Tetapi apabila para pihak memilih menggunakan arbiter sebagai penengah, maka istilah yang digunakan adalah Akta Perdamaian. Hal ini sebagaimana diamanatkan Pasal 44 ayat (2) yang berbunyi: “Apabila perdamaian sebagaimana dimaksud dalam ayat (1) tercapai, maka arbiter atau majelis arbiter wajib membuat Akta Perdamaian yang ditandatangani oleh para pihak yang berselisih dan arbiter atau majelis arbiter”.

Meskipun istilah yang digunakan berbeda, yakni Perjanjian Bersama dan Akta Perdamaian, namun esensi keduanya tetaplah sama yaitu memuat butir-butir kepesapakatan yang telah dicapai dalam perundingan, dimana hasil perundingan tersebut baik yang dituangkan dalam PB atau Akta Perdamaian, harus didaftarkan ke Pengadilan Hubungan Industrial pada pengadilan negeri setempat agar isi perjanjian tersebut dapat dieksekusi apabila salah satu pihak tidak melaksanakannya. Perjanjian Bersama juga dibuat pada tahap mediasi, apabila para pihak menerima anjuran yang diterbitkan oleh mediator, maka dalam waktu 3 (tiga) hari mediator wajib membantu para pihak untuk membuatkan Perjanjian Bersama dan kemudian mendaftarkan ke Pengadilan Hubungan Industrial.

PENTINGNYA PENDAFTARAN PB:

Dengan mengacu pada ketentuan Pasal 7 ayat (3), Pasal 13 ayat (1), Pasal 23 ayat (1), maka pendaftaran Perjanjian Bersama wajib dilakukan oleh kedua belah pihak yang berselisih. Makna wajib disini berarti bahwa Perjanjian Bersama tersebut mempunyai kekuatan “executable” atau suatu perjanjian yang dapat dimintakan eksekusi langsung ke pengadilan tanpa harus menunggu adanya putusan pengadilan yang berkekuatan hukum tetap. Dengan demikian, pendaftaran Perjanjian Bersama menjadi sangat penting dan wajib dilaksankan baik untuk melindungi kepentingan pekerja maupun melindungi kepentingan pengusaha.

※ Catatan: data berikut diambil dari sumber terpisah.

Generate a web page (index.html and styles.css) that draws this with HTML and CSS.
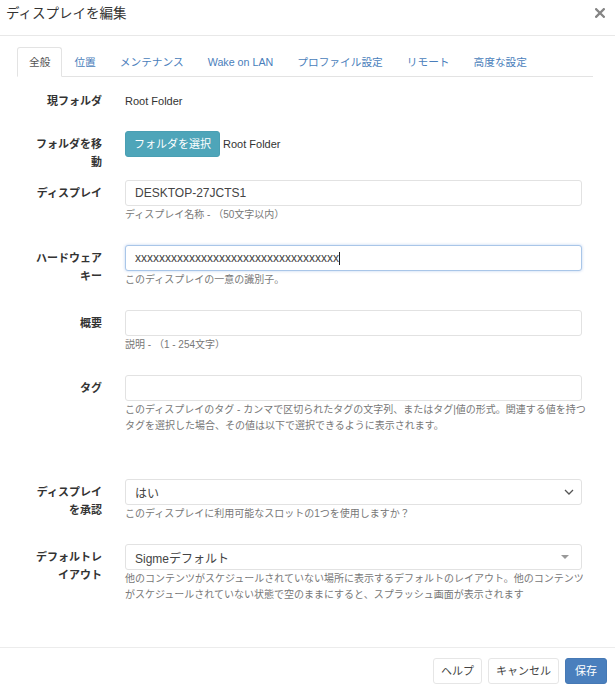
FILE: index.html
```html
<!DOCTYPE html>
<html lang="ja">
<head>
<meta charset="utf-8">
<title>ディスプレイを編集</title>
<link rel="stylesheet" href="styles.css">
</head>
<body>
<div class="modal">
  <div class="modal-header">
    <h4 class="modal-title">ディスプレイを編集</h4>
    <button class="close" type="button" aria-label="閉じる">
      <svg width="10" height="10" viewBox="0 0 10 10"><path d="M1.2 1.2 L8.8 8.8 M8.8 1.2 L1.2 8.8" stroke="#858585" stroke-width="2.3" stroke-linecap="square"/></svg>
    </button>
  </div>
  <div class="modal-body">
    <ul class="nav-tabs">
      <li class="tab active">全般</li>
      <li class="tab">位置</li>
      <li class="tab">メンテナンス</li>
      <li class="tab">Wake on LAN</li>
      <li class="tab">プロファイル設定</li>
      <li class="tab">リモート</li>
      <li class="tab">高度な設定</li>
    </ul>
    <form class="tab-content">
      <div class="form-group group-static">
        <label class="control-label">現フォルダ</label>
        <div class="control"><p class="static-text">Root Folder</p></div>
      </div>
      <div class="form-group group-folder">
        <label class="control-label">フォルダを移動</label>
        <div class="control folder-row">
          <button type="button" class="btn btn-info">フォルダを選択</button>
          <span class="folder-name">Root Folder</span>
        </div>
      </div>
      <div class="form-group">
        <label class="control-label">ディスプレイ</label>
        <div class="control">
          <input class="form-control" type="text" value="DESKTOP-27JCTS1">
          <p class="help">ディスプレイ名称 - （50文字以内）</p>
        </div>
      </div>
      <div class="form-group">
        <label class="control-label">ハードウェアキー</label>
        <div class="control">
          <div class="form-control focused"><span>xxxxxxxxxxxxxxxxxxxxxxxxxxxxxxxxxx</span><span class="caret"></span></div>
          <p class="help">このディスプレイの一意の識別子。</p>
        </div>
      </div>
      <div class="form-group">
        <label class="control-label">概要</label>
        <div class="control">
          <input class="form-control" type="text" value="">
          <p class="help">説明 - （1 - 254文字）</p>
        </div>
      </div>
      <div class="form-group group-tags">
        <label class="control-label">タグ</label>
        <div class="control">
          <input class="form-control" type="text" value="">
          <p class="help">このディスプレイのタグ - カンマで区切られたタグの文字列、またはタグ|値の形式。関連する値を持つタグを選択した場合、その値は以下で選択できるように表示されます。</p>
        </div>
      </div>
      <div class="form-group">
        <label class="control-label">ディスプレイを承認</label>
        <div class="control">
          <div class="form-control select">
            <span>はい</span>
            <svg class="chevron" width="10" height="6" viewBox="0 0 10 6"><path d="M1 1 L5 5 L9 1" fill="none" stroke="#555" stroke-width="1.3"/></svg>
          </div>
          <p class="help">このディスプレイに利用可能なスロットの1つを使用しますか？</p>
        </div>
      </div>
      <div class="form-group">
        <label class="control-label">デフォルトレイアウト</label>
        <div class="control">
          <div class="form-control select select2">
            <span>Sigmeデフォルト</span>
            <svg class="arrow" width="8" height="4" viewBox="0 0 8 4"><path d="M0 0 L8 0 L4 4 Z" fill="#999"/></svg>
          </div>
          <p class="help">他のコンテンツがスケジュールされていない場所に表示するデフォルトのレイアウト。他のコンテンツがスケジュールされていない状態で空のままにすると、スプラッシュ画面が表示されます</p>
        </div>
      </div>
    </form>
  </div>
  <div class="modal-footer">
    <button type="button" class="btn btn-default">ヘルプ</button>
    <button type="button" class="btn btn-default">キャンセル</button>
    <button type="button" class="btn btn-primary">保存</button>
  </div>
</div>
</body>
</html>
```

FILE: styles.css
```css
* { box-sizing: border-box; }

body {
  margin: 0;
  background: #fff;
  color: #333;
  font-family: "Liberation Sans", "Noto Sans CJK JP", sans-serif;
  font-size: 11px;
}

.modal { width: 615px; height: 692px; display: flex; flex-direction: column; }

.modal-header {
  display: flex;
  justify-content: space-between;
  align-items: flex-start;
  padding: 5px 10px 12px 6px;
  border-bottom: 1px solid #e8e8e8;
}

.modal-title {
  margin: 0;
  font-size: 13.5px;
  line-height: 18px;
  font-weight: normal;
  color: #333;
}

.close {
  border: 0;
  background: none;
  padding: 0;
  margin-top: 3px;
  width: 10px;
  height: 10px;
  display: flex;
}

.modal-body {
  flex: 1;
  padding: 11px 22px 0 17px;
}

.nav-tabs {
  list-style: none;
  margin: 0;
  padding: 0;
  display: flex;
  border-bottom: 1px solid #e3e3e3;
}

.tab {
  height: 29px;
  line-height: 28px;
  padding: 0 11px;
  margin-bottom: -1px;
  border: 1px solid transparent;
  border-radius: 3px 3px 0 0;
  color: #4a7ebb;
  font-size: 10.7px;
  white-space: nowrap;
}

.tab.active {
  height: 30px;
  color: #555;
  background: #fff;
  border-color: #e3e3e3 #e3e3e3 #fff;
}

.tab-content { padding: 11px 11px 0 18px; }

.form-group {
  display: grid;
  grid-template-columns: 67px 1fr;
  column-gap: 23px;
  margin-bottom: 22px;
}

.group-static { margin-bottom: 17px; }
.group-folder { margin-bottom: 9px; }
.group-tags { margin-bottom: 45px; }

.control-label {
  text-align: right;
  font-weight: bold;
  padding-top: 4px;
  line-height: 18px;
  color: #333;
}

.static-text {
  margin: 0;
  padding-top: 4px;
  line-height: 18px;
  min-height: 26px;
}

.folder-row { display: flex; align-items: center; align-self: start; gap: 3px; }

.folder-name { line-height: 18px; }

.form-control {
  display: flex;
  align-items: center;
  width: 100%;
  height: 26px;
  margin: 0;
  padding: 0 9px;
  border: 1px solid #e2e2e2;
  border-radius: 3px;
  background: #fff;
  font-family: inherit;
  font-size: 12px;
  color: #444;
}

.form-control.focused {
  border-color: #a9c6e8;
  box-shadow: 0 0 3px rgba(102, 150, 220, 0.45);
}

.caret {
  display: inline-block;
  width: 1px;
  height: 13px;
  background: #222;
}

.select { justify-content: space-between; padding-right: 7px; }
.select2 { padding-right: 12px; }

.help {
  margin: 1px -8px 0 0;
  font-size: 10px;
  line-height: 16px;
  color: #777;
}

.btn {
  height: 26px;
  padding: 0 8px;
  border-radius: 3px;
  border: 1px solid transparent;
  font-family: inherit;
  font-size: 11px;
  line-height: 24px;
  cursor: pointer;
}

.btn-info { background: #4ea5b9; border-color: #4a9fb3; color: #fff; }

.btn-default { background: #fff; border-color: #e6e6e6; color: #444; }

.btn-primary { background: #4a7fbd; border-color: #4679b5; color: #fff; }

.modal-footer {
  display: flex;
  justify-content: flex-end;
  gap: 6px;
  padding: 10px 8px 7px;
  border-top: 1px solid #ececec;
  height: 45px;
}

.modal-footer .btn { height: 26px; padding: 0 7px; }
.modal-footer .btn-primary { padding: 0 9px; }
```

Bagi Pekerja tentu saja bertujuan agar pengusaha tidak lalai apabila mengandung kewajiban untuk membayar sejumlah uang atau berupa hak-hak lainnya. Sedang bagi pengusaha, pendaftaran PB dapat menutup upaya pekerja yang merasa tidak puas atas isi perjanjian tersebut untuk melanjutkan perselisihannya dengan meningkatkan proses penyelesaian ke tingkat yang lebih tinggi.